Combining Time Lapse and Slow Motion
While visiting my mother on Long Island for Thanksgiving, I had the opportunity to create a short film utilizing the combination of time lapse photography and slow motion video.
The overcast skies were dramatic to say the least. The clouds were moving at a slow to medium rate which I thought would make for a good time lapse. I composed the first shot on the front lawn of the family cottage that looks out on Peconic Bay. The steps to the beach and the blue heron wind vane would do nicely as foreground elements. I set my 5D Mark II on a tripod and set it to manual. After a few test shots, I had the exposure down. In a time lapse, since you are taking many images, you want them to be consistent, so manual mode is best. I also set the white balance to cloudy so it would not change over the sequence of shots.
I have a generic imtervalometer to control the camera. Since the clouds were moving at a slow to medium speed, I chose a three second interval between photos. My intent was to share this online so a frame rate of 24 frames per second is typical. To get 10 seconds of footage, I would need 240 frames, so I programmed that into the intervalometer. Once ready, you press start and the device does all the work. I went inside for a cocktail.
240 frames with 3 seconds in between is 240 x 3 = 720 seconds or 12 minutes of real life that is compressed into 10 seconds of time lapse.
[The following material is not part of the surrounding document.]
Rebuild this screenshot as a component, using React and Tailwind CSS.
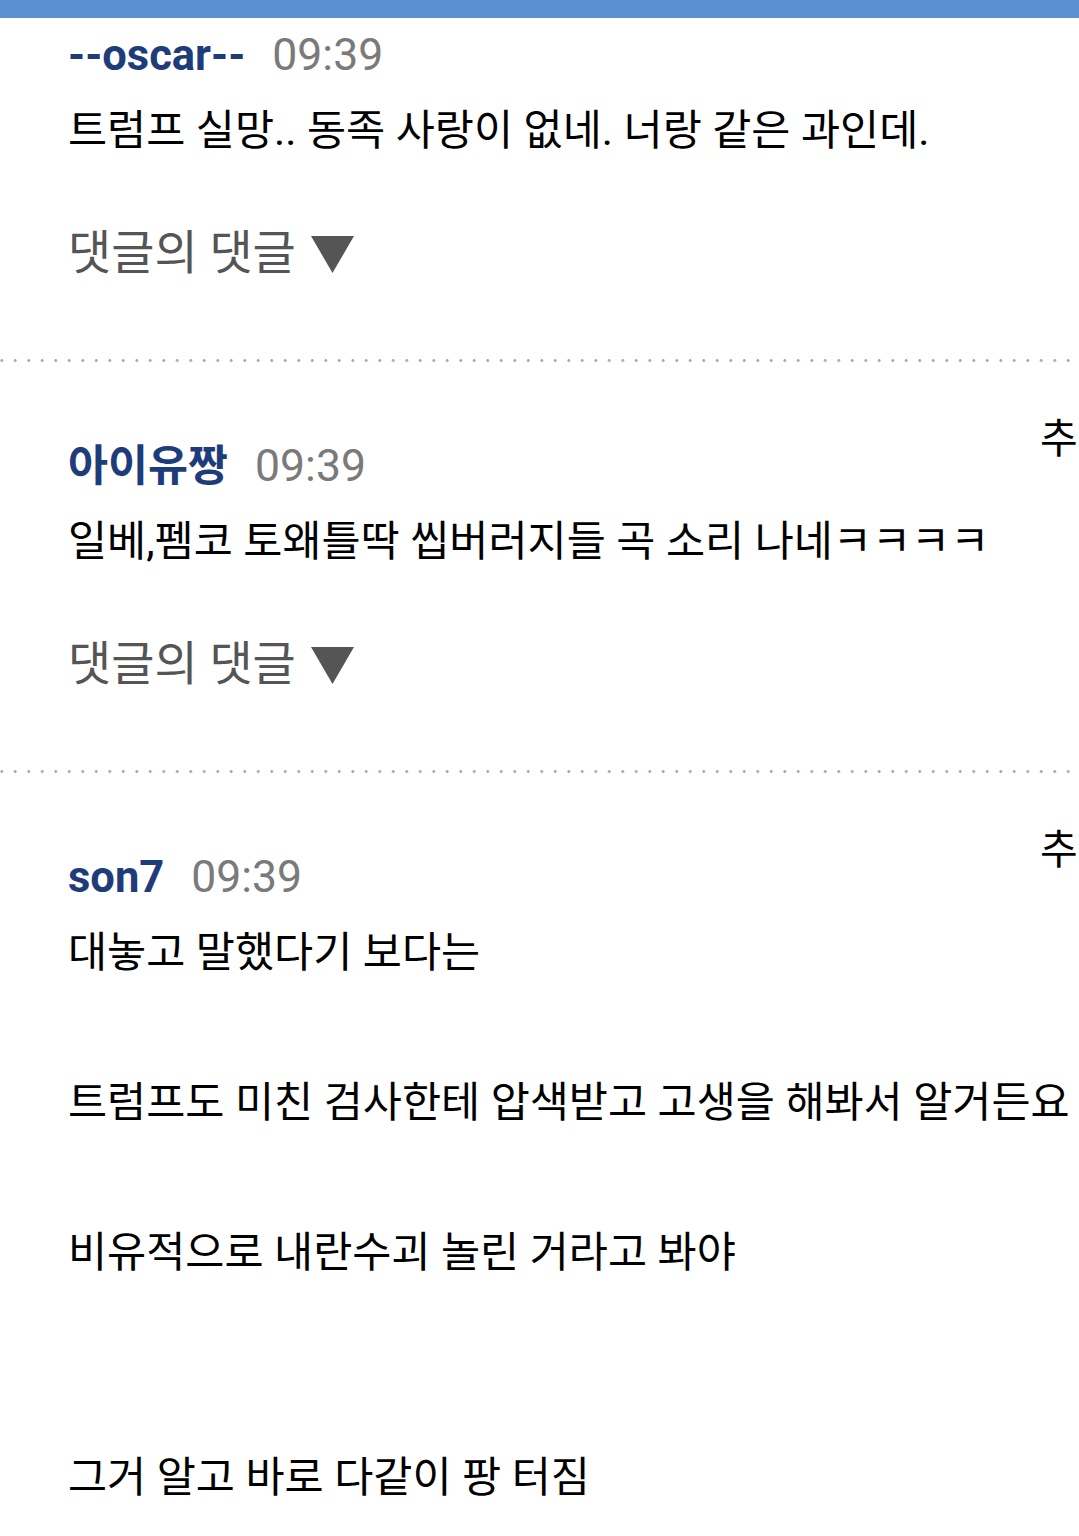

I chose three other locations to frame up and shoot from giving me 40 seconds of time lapse footage.
To contrast the fast feel of the time lapse, I shot some video of waves crashing over several jetties along the beach. My iPhone 6 has a slow motion function. You can choose a frame rate of 120 fps or 240 fps and the iPhone will slow that down to about one quarter to on tenth of real time. It looks really cool on the phone! But when I exported the videos to my Windows 8.1 laptop, I found that the iPhone does the slo mo processing internally and the exported video was just real time video.
After googling the issue, I found that since the exported video is a high frame rate video (I shot at 240 fps), you can import it into your video editor of choice and slow it down yourself. I used Photoshop CC since I have the Creative Cloud photographer’s subscription to edit and compile my film.
Photoshop would only let me slow down to 25% of normal speed, so I did that, exported the video and did it again to get the slower speed. I also did some tweaks to the video stream by boosting contrast, saturation and brightness.
To create the time lapse video, I imported the 240 images of the first composition into Photoshop as a new video layer, set the frame rate to 24, and Photoshop did the rest. Note that I shot raw, imported the raw files into Lightroom CC first. I edited the first photo of the sequence the way I liked then synced that to all the others before sending them to PS. I repeated the same workflow for each of the remaining three compositions.
Now that I had three slow motion clips and four time lapse clips, it was time to combine them in PS. I dropped them into the timeline and made the fade transitions in between for a more seamless feel. I created the title page and credits page as simple PS documents, two files for each. Then I simply animated the transition between each document to get the fade in effect. I dropped the title and credit videos into the timeline.
Finding royalty free music is a tough task. I could you well known stuff, but uploading to YouTube, that site checks and filters copyrighted music (as it should.) There are many royalty free music sites, but most are difficult to navigate to fins just what you are looking for. Vimeo is one of the easier ones, and I could search not only by genre but by duration making it easier to find something that would fit into my video’s timeline. I chose one and imported it into PS.
I rendered the video into a 720p film because 720p was the highest resolution the iPhone 6 will shoot in slow motion.
Mattituck, by the way, is a small town on the eastern end of Long Island’s North Fork. For those who live on the water, it’s all about the bay.